Graduate School of Education Video Tells Teens “It Gets Better”
Thousands of people have made personal videos in support of syndicated gay columnist Dan Savage’s It Gets Better Project, aimed at preventing suicide among gay, lesbian, bisexual, and transgendered teenagers. But only a handful of schools have produced official videos, among them, the Harvard Graduate School of Education (HGSE), which unveiled a four-minute video this week.
“This video tells a collective story–an HGSE story,” said the school's dean, Kathleen McCartney in announcing the release of the video. “When I first saw the video, I was moved to tears by the comments of our caring community. Through it, we hope to speak directly to high-school students. They deserve safe schools, safe spaces, and acceptance.”
HGSE is Harvard's first institutional participant in the It Gets Better Project. The school's video, completely unscripted, aims to inspire gay teens to find strength through the often emotional stories of LGBT students, faculty, and staff at HGSE who have triumphed over prejudice in their lives.

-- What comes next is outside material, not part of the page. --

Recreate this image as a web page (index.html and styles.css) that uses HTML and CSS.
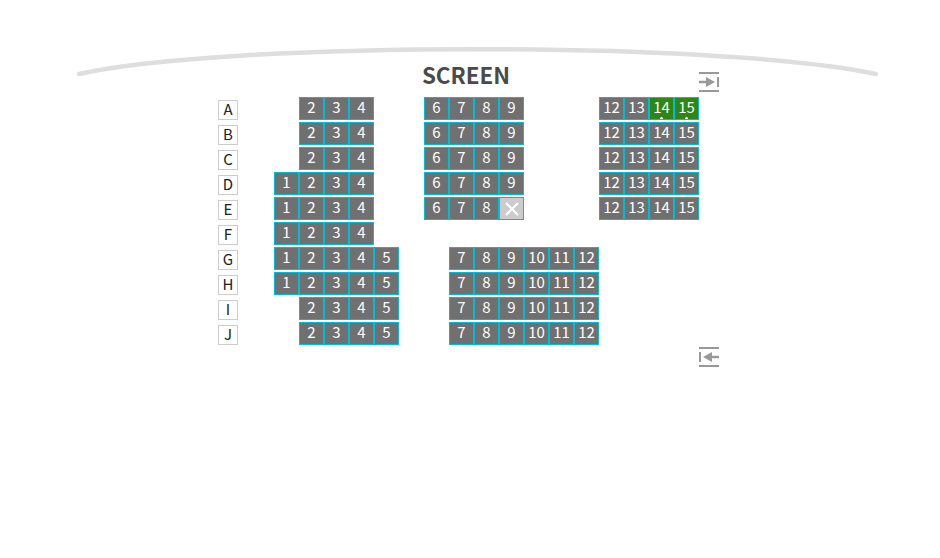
FILE: index.html
```html
<!DOCTYPE html>
<html lang="en">

<head>
    <meta charset="UTF-8">
    <meta name="viewport" content="width=device-width, initial-scale=1.0">
    <title>Seat Map</title>
    <link rel="stylesheet" href="styles.css">
</head>

<body>
    <div class="theater">
        <svg class="screen-arc" width="804" height="32" viewBox="0 0 804 32">
            <path d="M4 28 C 150 -5 650 -5 801 28" fill="none" stroke="#dedede" stroke-width="4.5" stroke-linecap="round"/>
        </svg>
        <h1 class="screen-title">SCREEN</h1>

        <div class="exit-row exit-top">
            <svg width="20" height="20" viewBox="0 0 20 20">
                <path d="M0 1h20M0 19h20" stroke="#999" stroke-width="2"/>
                <path d="M0 10h10" stroke="#999" stroke-width="2.5" fill="none"/>
                <path d="M19 5v10" stroke="#999" stroke-width="2" fill="none"/>
                <path d="M7 5l9 5l-9 5z" fill="#999"/>
            </svg>
        </div>

        <div class="seat-map">
            <div class="row">
                <span class="row-label">A</span>
                <span class="gap-1"></span>
                <span class="seat">2</span><span class="seat">3</span><span class="seat">4</span>
                <span class="gap-2"></span>
                <span class="seat">6</span><span class="seat">7</span><span class="seat">8</span><span class="seat">9</span>
                <span class="gap-3"></span>
                <span class="seat">12</span><span class="seat">13</span><span class="seat picked">14</span><span class="seat picked">15</span>
            </div>
            <div class="row">
                <span class="row-label">B</span>
                <span class="gap-1"></span>
                <span class="seat">2</span><span class="seat">3</span><span class="seat">4</span>
                <span class="gap-2"></span>
                <span class="seat">6</span><span class="seat">7</span><span class="seat">8</span><span class="seat">9</span>
                <span class="gap-3"></span>
                <span class="seat">12</span><span class="seat">13</span><span class="seat">14</span><span class="seat">15</span>
            </div>
            <div class="row">
                <span class="row-label">C</span>
                <span class="gap-1"></span>
                <span class="seat">2</span><span class="seat">3</span><span class="seat">4</span>
                <span class="gap-2"></span>
                <span class="seat">6</span><span class="seat">7</span><span class="seat">8</span><span class="seat">9</span>
                <span class="gap-3"></span>
                <span class="seat">12</span><span class="seat">13</span><span class="seat">14</span><span class="seat">15</span>
            </div>
            <div class="row">
                <span class="row-label">D</span>
                <span class="seat">1</span><span class="seat">2</span><span class="seat">3</span><span class="seat">4</span>
                <span class="gap-2"></span>
                <span class="seat">6</span><span class="seat">7</span><span class="seat">8</span><span class="seat">9</span>
                <span class="gap-3"></span>
                <span class="seat">12</span><span class="seat">13</span><span class="seat">14</span><span class="seat">15</span>
            </div>
            <div class="row">
                <span class="row-label">E</span>
                <span class="seat">1</span><span class="seat">2</span><span class="seat">3</span><span class="seat">4</span>
                <span class="gap-2"></span>
                <span class="seat">6</span><span class="seat">7</span><span class="seat">8</span>
                <span class="seat sold">
                    <svg width="16" height="16" viewBox="0 0 16 16">
                        <path d="M2 2l12 12M14 2L2 14" stroke="#fff" stroke-width="2"/>
                    </svg>
                </span>
                <span class="gap-3"></span>
                <span class="seat">12</span><span class="seat">13</span><span class="seat">14</span><span class="seat">15</span>
            </div>
            <div class="row">
                <span class="row-label">F</span>
                <span class="seat">1</span><span class="seat">2</span><span class="seat">3</span><span class="seat">4</span>
            </div>
            <div class="row">
                <span class="row-label">G</span>
                <span class="seat">1</span><span class="seat">2</span><span class="seat">3</span><span class="seat">4</span><span class="seat">5</span>
                <span class="gap-2"></span>
                <span class="seat">7</span><span class="seat">8</span><span class="seat">9</span><span class="seat">10</span><span class="seat">11</span><span class="seat">12</span>
            </div>
            <div class="row">
                <span class="row-label">H</span>
                <span class="seat">1</span><span class="seat">2</span><span class="seat">3</span><span class="seat">4</span><span class="seat">5</span>
                <span class="gap-2"></span>
                <span class="seat">7</span><span class="seat">8</span><span class="seat">9</span><span class="seat">10</span><span class="seat">11</span><span class="seat">12</span>
            </div>
            <div class="row">
                <span class="row-label">I</span>
                <span class="gap-1"></span>
                <span class="seat">2</span><span class="seat">3</span><span class="seat">4</span><span class="seat">5</span>
                <span class="gap-2"></span>
                <span class="seat">7</span><span class="seat">8</span><span class="seat">9</span><span class="seat">10</span><span class="seat">11</span><span class="seat">12</span>
            </div>
            <div class="row">
                <span class="row-label">J</span>
                <span class="gap-1"></span>
                <span class="seat">2</span><span class="seat">3</span><span class="seat">4</span><span class="seat">5</span>
                <span class="gap-2"></span>
                <span class="seat">7</span><span class="seat">8</span><span class="seat">9</span><span class="seat">10</span><span class="seat">11</span><span class="seat">12</span>
            </div>
        </div>

        <div class="exit-row exit-bottom">
            <svg width="20" height="20" viewBox="0 0 20 20">
                <path d="M0 1h20M0 19h20" stroke="#999" stroke-width="2"/>
                <path d="M20 10H10" stroke="#999" stroke-width="2.5" fill="none"/>
                <path d="M1 5v10" stroke="#999" stroke-width="2" fill="none"/>
                <path d="M13 5l-9 5l9 5z" fill="#999"/>
            </svg>
        </div>
    </div>
</body>

</html>
```

FILE: styles.css
```css
body {
    font-family: 'Noto Sans CJK KR', 'Noto Sans', sans-serif;
    background: white;
    color: #333;
    margin: 0;
}

.theater {
    position: relative;
    width: 940px;
    height: 558px;
    padding-top: 60px;
    box-sizing: border-box;
}

.screen-arc {
    position: absolute;
    left: 75px;
    top: 46px;
}

.screen-title {
    margin: 0;
    padding-right: 8px;
    height: 30px;
    line-height: 28px;
    text-align: center;
    font-size: 22.4px;
    font-weight: bold;
    color: #4a4a4a;
}

.exit-row {
    display: flex;
    justify-content: flex-end;
    width: 719px;
    height: 20px;
}

.exit-top {
    position: absolute;
    left: 0;
    top: 72px;
}

.exit-bottom {
    margin-top: 2px;
}

.exit-row svg {
    display: block;
}

.seat-map {
    display: flex;
    flex-direction: column;
    gap: 2px;
    margin: 7px 0 0 218px;
}

.row {
    display: flex;
    align-items: flex-start;
    height: 23px;
}

.row-label {
    width: 20px;
    height: 20px;
    margin: 3px 36px 0 0;
    box-sizing: border-box;
    border: 1px solid #ccc;
    font-size: 15px;
    line-height: 16px;
    text-align: center;
    color: #222;
}

.gap-1 {
    width: 25px;
}

.gap-2 {
    width: 50px;
}

.gap-3 {
    width: 75px;
}

.seat {
    position: relative;
    width: 25px;
    height: 23px;
    box-sizing: border-box;
    border: 1px solid #00bcd4;
    background-color: #707070;
    color: white;
    font-size: 15px;
    line-height: 18px;
    text-align: center;
}

.picked {
    background-color: #2e8616;
}

.picked::after {
    content: "";
    position: absolute;
    left: 10px;
    bottom: 0;
    width: 3px;
    height: 2px;
    border-radius: 2px 2px 0 0;
    background-color: white;
}

.sold {
    display: flex;
    align-items: center;
    justify-content: center;
    background-color: #ccc;
}
```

James Croft, an Ed.D. candidate, recalls, for example, the assembly where his high-school principal announced, “Homosexuals deserve our pity and our prayers.” “I remember sitting amongst my peers and feeling totally alone,” Croft says.
But the video’s overall message is that as adults, gay teens will find social acceptance, and that being gay, lesbian, bisexual, or transgendered doesn’t have to hold them back from achieving their dreams. “It will definitely get better, so hang in there,” says HGSE associate dean Mohan Boodram on camera. “There are plenty of people around you who admire you. There are plenty of people you will get to meet who will love and admire you and appreciate all that you are.” Dean McCartney notes, “There is a lesson that took me a long time to learn: when people say mean-spirited things, it’s a reflection of them, and not me. The older you get, the wiser you get. And that’s one reason it gets better.”

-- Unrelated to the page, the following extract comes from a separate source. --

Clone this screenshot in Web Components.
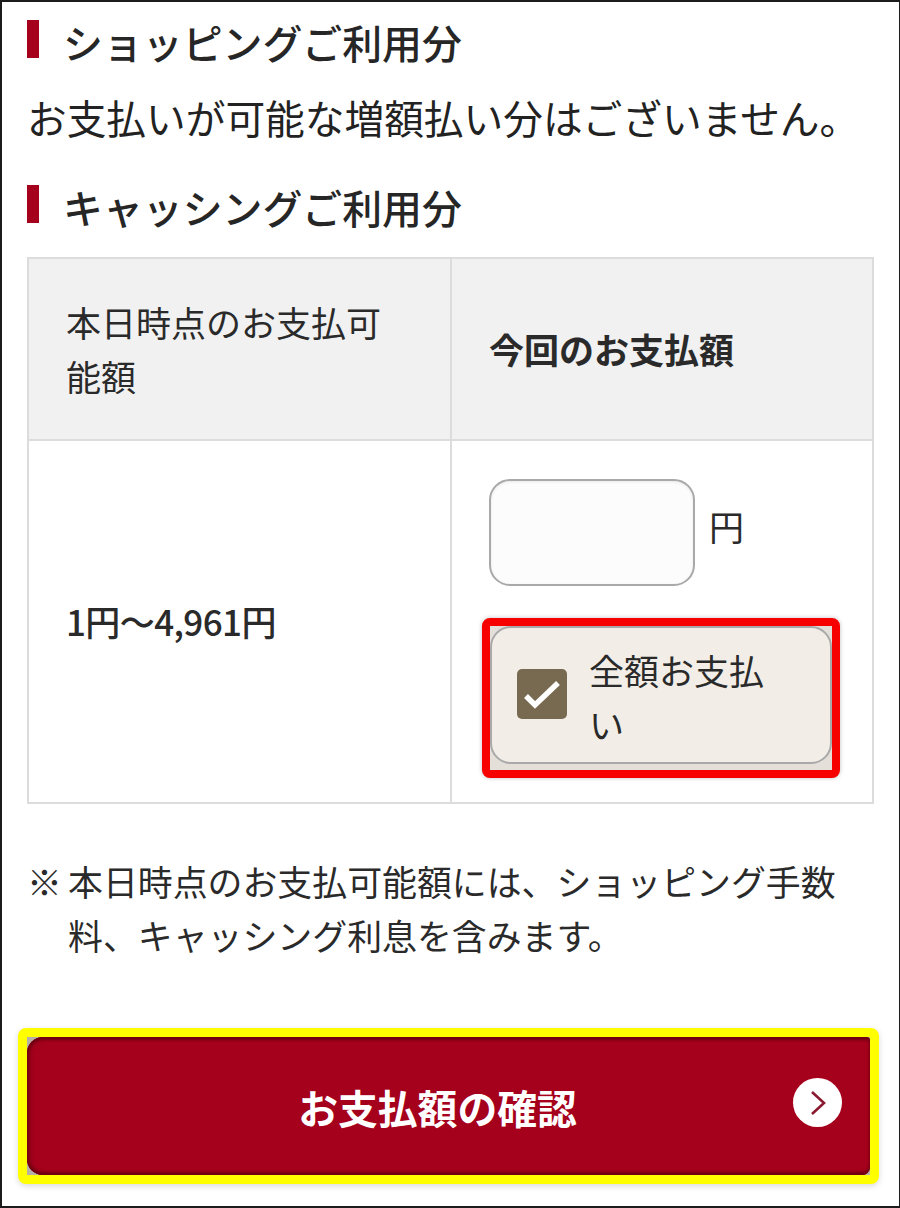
<!DOCTYPE html>
<html lang="ja">
<head>
<meta charset="utf-8">
<title>お支払額の確認</title>
<style>
  html, body { margin: 0; padding: 0; background: #fff; }
  body { font-family: "Noto Sans CJK JP", "Liberation Sans", sans-serif; color: #222; }
</style>
</head>
<body>
<pay-page>
  <section-title>ショッピングご利用分</section-title>
  <p class="msg" slot="msg">お支払いが可能な増額払い分はございません。</p>
  <section-title slot="second">キャッシングご利用分</section-title>
  <pay-table slot="table"></pay-table>
  <pay-note slot="note">本日時点のお支払可能額には、ショッピング手数料、キャッシング利息を含みます。</pay-note>
  <pay-button slot="button">お支払額の確認</pay-button>
</pay-page>

<script>
class PayPage extends HTMLElement {
    constructor() {
        super();
        this.attachShadow({mode: 'open'}).innerHTML = `
        <style>
            :host {
                display: block;
                box-sizing: border-box;
                width: 900px;
                height: 1208px;
                border: 2px solid #1c1c1c;
                border-right-width: 1px;
                padding: 15px 0 0 25px;
                background: #fff;
                overflow: hidden;
            }
            .second { display: block; }
            .table { display: block; margin-top: 27px; }
            .note { display: block; margin-top: 50px; }
            .button { display: block; margin: 66px 0 0 -9px; }
            ::slotted(.msg) {
                margin: 0;
                padding: 24px 0 0 0;
                height: 117px;
                box-sizing: border-box;
                font-size: 39.7px;
                line-height: 56px;
                color: #222;
                white-space: nowrap;
            }
        </style>
        <slot></slot>
        <slot name="msg"></slot>
        <div class="second"><slot name="second"></slot></div>
        <div class="table"><slot name="table"></slot></div>
        <div class="note"><slot name="note"></slot></div>
        <div class="button"><slot name="button"></slot></div>`;
    }
}

class SectionTitle extends HTMLElement {
    constructor() {
        super();
        this.attachShadow({mode: 'open'}).innerHTML = `
        <style>
            :host {
                display: flex;
                align-items: center;
                gap: 24px;
                height: 48px;
                font-size: 39.9px;
                font-weight: 500;
                color: #262626;
                white-space: nowrap;
            }
            .bar { width: 12px; height: 38px; background: #a5001c; flex: none; margin-bottom: 5px; }
        </style>
        <span class="bar"></span><slot></slot>`;
    }
}

class PayTable extends HTMLElement {
    constructor() {
        super();
        this.attachShadow({mode: 'open'}).innerHTML = `
        <style>
            :host {
                display: grid;
                box-sizing: border-box;
                width: 847px;
                height: 547px;
                grid-template-columns: 423px 1fr;
                grid-template-rows: 182px 1fr;
                border: 2px solid #dcdcdc;
                font-size: 35px;
                color: #2a2a2a;
            }
            .cell { box-sizing: border-box; }
            .head { background: #f1f1f1; border-bottom: 2px solid #dcdcdc; display: flex; align-items: center; padding: 0 35px 0 37px; line-height: 54px; }
            .left { border-right: 2px solid #dcdcdc; }
            .strong { font-weight: 700; padding-left: 37px; }
            .range { display: flex; align-items: center; padding: 0 0 3px 37px; box-sizing: border-box; font-weight: 500; letter-spacing: -0.6px; height: 100%; }
            .pay { padding: 38px 0 0 37px; }
            .row { display: flex; align-items: center; gap: 14px; }
            .input { width: 206px; height: 107px; box-sizing: border-box; border: 2px solid #a9a9a9; border-radius: 21px; background: #fcfcfc; box-shadow: inset 0 1px 3px rgba(0,0,0,.08); }
            .yen { padding-bottom: 14px; }
            .mark { margin: 32px 0 0 -7px; width: 358px; height: 160px; box-sizing: border-box; border: 8px solid #f60000; border-radius: 8px; box-shadow: 0 0 4px rgba(0,0,0,.25); overflow: hidden; background: #e4e0d9; }
            .check { box-sizing: border-box; height: 138px; background: #f2eee7; border: 2px solid #a9a9a9; border-radius: 21px; display: flex; align-items: center; padding-left: 25px; gap: 22px; }
            .box { flex: none; width: 50px; height: 50px; margin-top: -3px; border-radius: 5px; background: #786a50; }
            .box svg { display: block; }
            .check span { width: 180px; line-height: 54px; padding-top: 3px; }
        </style>
        <div class="cell head left">本日時点のお支払可能額</div>
        <div class="cell head strong">今回のお支払額</div>
        <div class="cell left"><div class="range">1円〜4,961円</div></div>
        <div class="cell pay">
            <div class="row"><div class="input"></div><div class="yen">円</div></div>
            <div class="mark">
                <div class="check">
                    <div class="box"><svg width="50" height="50" viewBox="0 0 50 50"><path d="M9 27 L18 36 L41 14" fill="none" stroke="#fff" stroke-width="5.5"/></svg></div>
                    <span>全額お支払い</span>
                </div>
            </div>
        </div>`;
    }
}

class PayNote extends HTMLElement {
    constructor() {
        super();
        this.attachShadow({mode: 'open'}).innerHTML = `
        <style>
            :host {
                display: flex;
                font-size: 34.9px;
                line-height: 54px;
                color: #2a2a2a;
                width: 830px;
            }
            .mark { flex: none; width: 41px; }
            .text { flex: 1; }
        </style>
        <div class="mark">※</div><div class="text"><slot></slot></div>`;
    }
}

class PayButton extends HTMLElement {
    constructor() {
        super();
        this.attachShadow({mode: 'open'}).innerHTML = `
        <style>
            :host {
                display: block;
                box-sizing: border-box;
                width: 861px;
                height: 156px;
                border: 9px solid #ffff00;
                border-radius: 8px;
                box-shadow: 0 2px 6px rgba(0,0,0,.15);
                background: #b5b0a8;
            }
            .btn {
                position: relative;
                height: 100%;
                border-radius: 16px 4px 8px 16px;
                background: #a5001c;
                box-shadow: inset 0 3px 3px #6e0012, inset 0 -3px 3px #6e0012, inset 3px 0 4px #7c0015;
                display: flex;
                align-items: center;
                justify-content: center;
                color: #fff;
                font-size: 39.8px;
                font-weight: 700;
                padding-right: 22px;
                box-sizing: border-box;
            }
            .go { position: absolute; right: 28px; top: 41px; width: 49px; height: 49px; border-radius: 50%; background: #fff; display: flex; align-items: center; justify-content: center; }
        </style>
        <div class="btn"><slot></slot>
            <span class="go"><svg width="16" height="26" viewBox="0 0 16 26"><path d="M2 2 L14 13 L2 24" fill="none" stroke="#8a1a30" stroke-width="2.6"/></svg></span>
        </div>`;
    }
}

customElements.define('pay-page', PayPage);
customElements.define('section-title', SectionTitle);
customElements.define('pay-table', PayTable);
customElements.define('pay-note', PayNote);
customElements.define('pay-button', PayButton);
</script>
</body>
</html>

It Gets Better was started last fall by Savage and his husband, Terry Miller, in the wake of a wave of suicides by teenagers who had been bullied for being gay or suspected of being gay. More than 10,000 videos by both gay and straight participants have been posted to their website since then, including submissions by celebrities, members of the Massachusetts congressional delegation, and the Boston Red Sox.